***** Supplied material

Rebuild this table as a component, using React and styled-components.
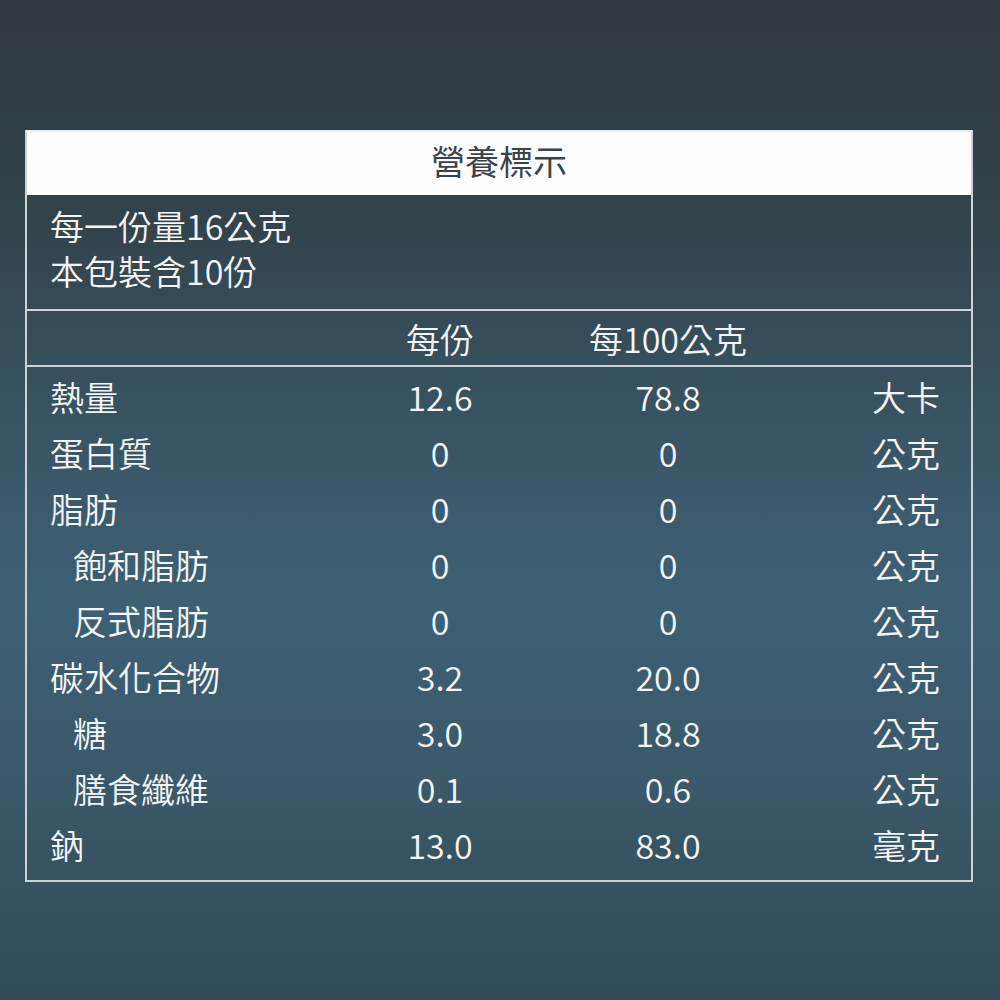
import React from "react";
import styled, { createGlobalStyle } from "styled-components";

const Global = createGlobalStyle`
  html, body { margin: 0; padding: 0; }
  body { font-family: "Noto Sans CJK TC", "Noto Sans", sans-serif; }
`;

const Page = styled.div`
  width: 1000px;
  height: 1000px;
  box-sizing: border-box;
  padding: 130px 27px 0 25px;
  background: linear-gradient(180deg, #2e383f 0%, #33434c 22%, #3a5666 45%, #3d6073 60%, #3a5868 80%, #314956 100%);
  color: #f3f5f6;
  font-family: "Noto Sans CJK TC", "Noto Sans", sans-serif;
  font-weight: 350;
`;

const Panel = styled.div`
  border: 2px solid #cbd3d7;
  border-top-color: #e9eced;
`;

const Title = styled.div`
  height: 63px;
  background: #fdfdfd;
  color: #3a424a;
  font-size: 34px;
  font-weight: 400;
  display: flex;
  align-items: center;
  justify-content: center;
  padding-bottom: 7px;
  box-sizing: border-box;
`;

const Info = styled.div`
  padding: 8px 23px 0;
  height: 106px;
  font-size: 34px;
  line-height: 45px;
  border-bottom: 2px solid #cdd5d9;
`;

const Grid = styled.div`
  display: grid;
  grid-template-columns: 290px 200px 256px 1fr;
  align-items: center;
  height: ${(p) => p.$h || 56}px;
  padding: 0 31px 0 23px;
  font-size: 34px;
`;

const HeaderRow = styled(Grid)`
  border-bottom: 2px solid #cdd5d9;
`;

const Body = styled.div`
  padding: 1px 0 8px;
`;

const Label = styled.div`
  padding-left: ${(p) => (p.$indent ? 23 : 0)}px;
  white-space: nowrap;
`;

const Num = styled.div`
  text-align: center;
  white-space: nowrap;
`;

const Unit = styled.div`
  text-align: right;
  white-space: nowrap;
`;

const rows = [
  ["熱量", "12.6", "78.8", "大卡", false],
  ["蛋白質", "0", "0", "公克", false],
  ["脂肪", "0", "0", "公克", false],
  ["飽和脂肪", "0", "0", "公克", true],
  ["反式脂肪", "0", "0", "公克", true],
  ["碳水化合物", "3.2", "20.0", "公克", false],
  ["糖", "3.0", "18.8", "公克", true],
  ["膳食纖維", "0.1", "0.6", "公克", true],
  ["鈉", "13.0", "83.0", "毫克", false],
];

export default function App() {
  return (
    <Page>
      <Global />
      <Panel>
        <Title>營養標示</Title>
        <Info>
          <div>每一份量16公克</div>
          <div>本包裝含10份</div>
        </Info>
        <HeaderRow $h={54}>
          <Label />
          <Num>每份</Num>
          <Num>每100公克</Num>
          <Unit />
        </HeaderRow>
        <Body>
          {rows.map(([l, a, b, u, ind]) => (
            <Grid key={l}>
              <Label $indent={ind}>{l}</Label>
              <Num>{a}</Num>
              <Num>{b}</Num>
              <Unit>{u}</Unit>
            </Grid>
          ))}
        </Body>
      </Panel>
    </Page>
  );
}
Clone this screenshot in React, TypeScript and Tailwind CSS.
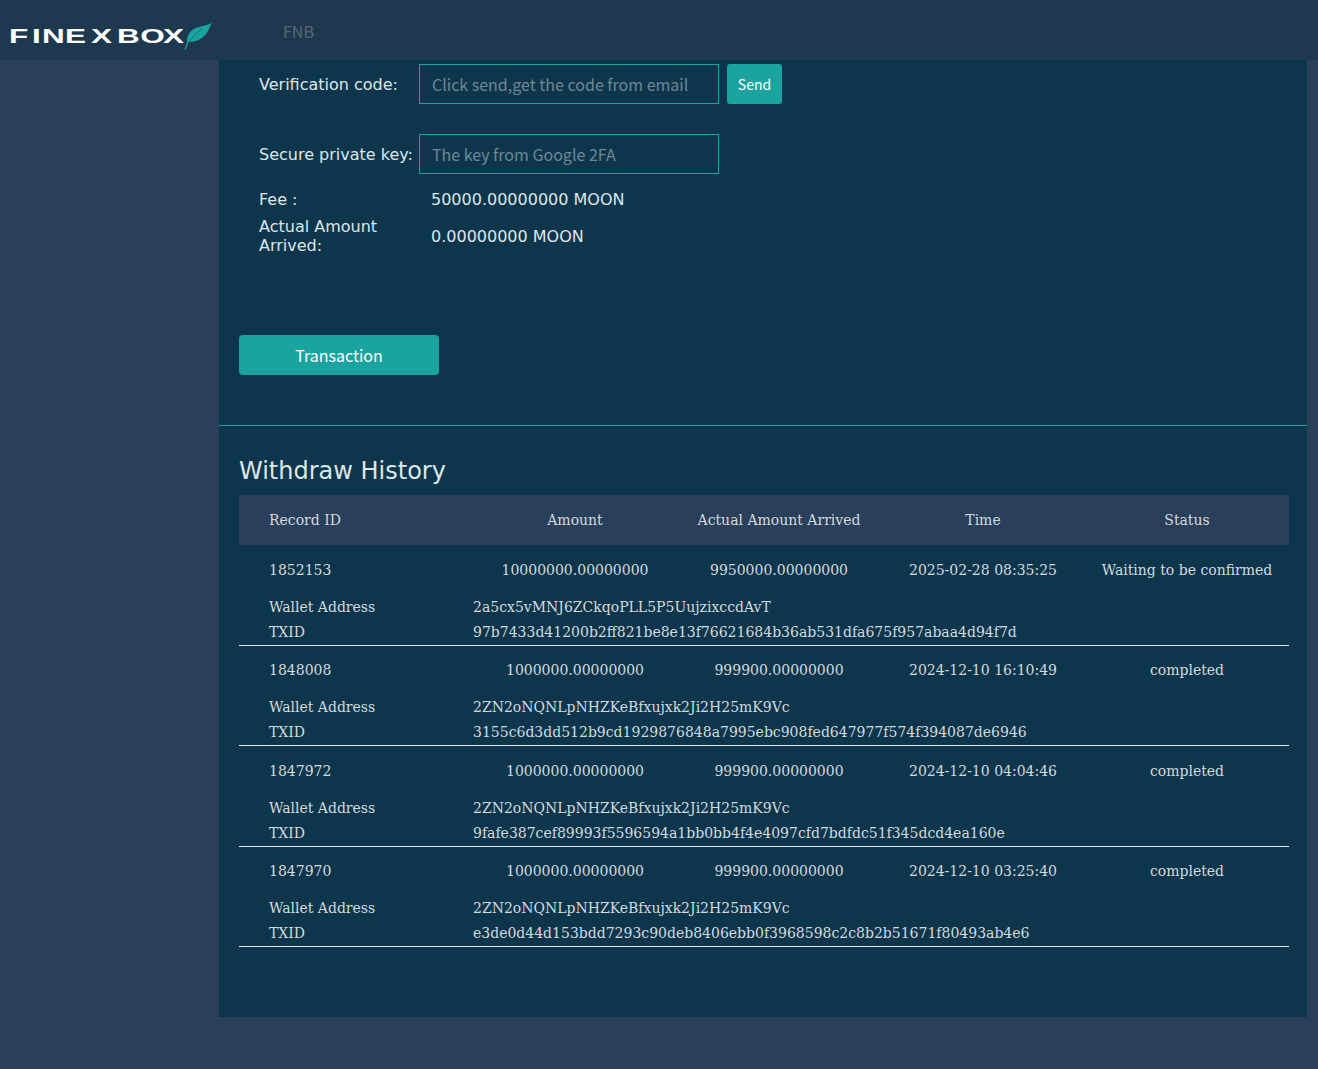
const rows = [
  { id: "1852153", amount: "10000000.00000000", actual: "9950000.00000000", time: "2025-02-28 08:35:25", status: "Waiting to be confirmed", wallet: "2a5cx5vMNJ6ZCkqoPLL5P5UujzixccdAvT", txid: "97b7433d41200b2ff821be8e13f76621684b36ab531dfa675f957abaa4d94f7d" },
  { id: "1848008", amount: "1000000.00000000", actual: "999900.00000000", time: "2024-12-10 16:10:49", status: "completed", wallet: "2ZN2oNQNLpNHZKeBfxujxk2Ji2H25mK9Vc", txid: "3155c6d3dd512b9cd1929876848a7995ebc908fed647977f574f394087de6946" },
  { id: "1847972", amount: "1000000.00000000", actual: "999900.00000000", time: "2024-12-10 04:04:46", status: "completed", wallet: "2ZN2oNQNLpNHZKeBfxujxk2Ji2H25mK9Vc", txid: "9fafe387cef89993f5596594a1bb0bb4f4e4097cfd7bdfdc51f345dcd4ea160e" },
  { id: "1847970", amount: "1000000.00000000", actual: "999900.00000000", time: "2024-12-10 03:25:40", status: "completed", wallet: "2ZN2oNQNLpNHZKeBfxujxk2Ji2H25mK9Vc", txid: "e3de0d44d153bdd7293c90deb8406ebb0f3968598c2c8b2b51671f80493ab4e6" },
];

function Logo() {
  return (
    <svg width="206" height="34" viewBox="0 0 206 34" className="ml-[8px] mt-[8px] shrink-0">
      <text transform="scale(1.5 1)" x="0.6 15.93 22.6 37.93 55.33 72.6 88.13 103.33" y="26.3" fill="#ffffff" fontFamily="'Liberation Sans', sans-serif" fontWeight="700" fontSize="21">FINEXBOX</text>
      <path d="M203.7 6C196 10 186 9 181.5 16C179 20 178.5 24 179 26C177.5 29 177 31 176.6 33L177.6 33C178.5 30 179.5 28 181 25C188 25 194 22 198 17C201 13 202 10 203.7 6Z" fill="#1aa39f" />
      <path d="M180 26C184 20 188 16 194 12" stroke="#1e3850" strokeWidth="0.5" fill="none" />
    </svg>
  );
}

export default function App() {
  return (
    <div className="min-h-[1069px] bg-[#2a3f5a] font-['DejaVu_Sans',sans-serif]">
      <header className="flex h-[60px] items-center bg-[#1e3850]">
        <Logo />
        <span className="ml-[69px] mt-[2px] text-[16px] text-[#59666f] font-['Noto_Sans_CJK_SC',sans-serif]">FNB</span>
      </header>
      <div className="flex">
        <div className="w-[219px] shrink-0" />
        <main className="h-[957px] w-[1088px] bg-[#0d364d] pt-[4px]">
          <div className="pl-[40px] text-[16px] text-[#dde6ea]">
            <div className="flex h-[40px] items-center">
              <label className="w-[160px] mt-[2px]">Verification code:</label>
              <div className="flex h-[40px] w-[300px] items-center border border-[#1aa39f] px-[12px] text-[#6f8894] font-['Noto_Sans_CJK_SC',sans-serif]">Click send,get the code from email</div>
              <button className="ml-[8px] h-[40px] w-[55px] rounded-[3px] bg-[#1aa39f] text-[14px] text-white font-['Noto_Sans_CJK_SC',sans-serif]">Send</button>
            </div>
            <div className="mt-[30px] flex h-[40px] items-center">
              <label className="w-[160px] mt-[2px] whitespace-nowrap">Secure private key:</label>
              <div className="flex h-[40px] w-[300px] items-center border border-[#1aa39f] px-[12px] text-[#6f8894] font-['Noto_Sans_CJK_SC',sans-serif]">The key from Google 2FA</div>
            </div>
            <div className="mt-[16px] flex h-[20px] items-center">
              <span className="w-[172px]">Fee :</span>
              <span>50000.00000000 MOON</span>
            </div>
            <div className="mt-[7px] flex items-center">
              <span className="w-[172px] leading-[19px]">Actual Amount<br />Arrived:</span>
              <span className="mt-[2px]">0.00000000 MOON</span>
            </div>
          </div>
          <button className="ml-[20px] mt-[80px] block h-[40px] w-[200px] rounded-[4px] bg-[#1aa39f] text-[16px] text-white font-['Noto_Sans_CJK_SC',sans-serif]">Transaction</button>
          <div className="mt-[50px] h-px bg-[#2b98a0]" />
          <h2 className="ml-[20px] mt-[29px] text-[24px] leading-[33px] text-[#dde6ea]">Withdraw History</h2>
          <div className="ml-[20px] mt-[7px] w-[1050px] text-[14px] text-[#d3dade] font-['DejaVu_Serif',serif]">
            <div className="grid h-[50.4px] grid-cols-[234px_repeat(4,204px)] items-center bg-[#2a3f5a] text-center">
              <div className="pl-[30px] text-left">Record ID</div>
              <div>Amount</div>
              <div>Actual Amount Arrived</div>
              <div>Time</div>
              <div>Status</div>
            </div>
            {rows.map((r) => (
              <div key={r.id} className="h-[100.4px] border-b border-[#dfe7ea]">
                <div className="grid h-[49.6px] grid-cols-[234px_repeat(4,204px)] items-center pt-[0.3px] text-center">
                  <div className="pl-[30px] text-left">{r.id}</div>
                  <div>{r.amount}</div>
                  <div>{r.actual}</div>
                  <div>{r.time}</div>
                  <div>{r.status}</div>
                </div>
                <div className="grid h-[25px] grid-cols-[234px_1fr] items-center">
                  <div className="pl-[30px]">Wallet Address</div>
                  <div>{r.wallet}</div>
                </div>
                <div className="grid h-[25px] grid-cols-[234px_1fr] items-center">
                  <div className="pl-[30px]">TXID</div>
                  <div>{r.txid}</div>
                </div>
              </div>
            ))}
          </div>
        </main>
      </div>
    </div>
  );
}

**********

> _Prompt_
Look through the material above. Copy each line where the word "React" appears.

> _Solved problem_
Rebuild this table as a component, using React and styled-components.
import React from "react";
Clone this screenshot in React, TypeScript and Tailwind CSS.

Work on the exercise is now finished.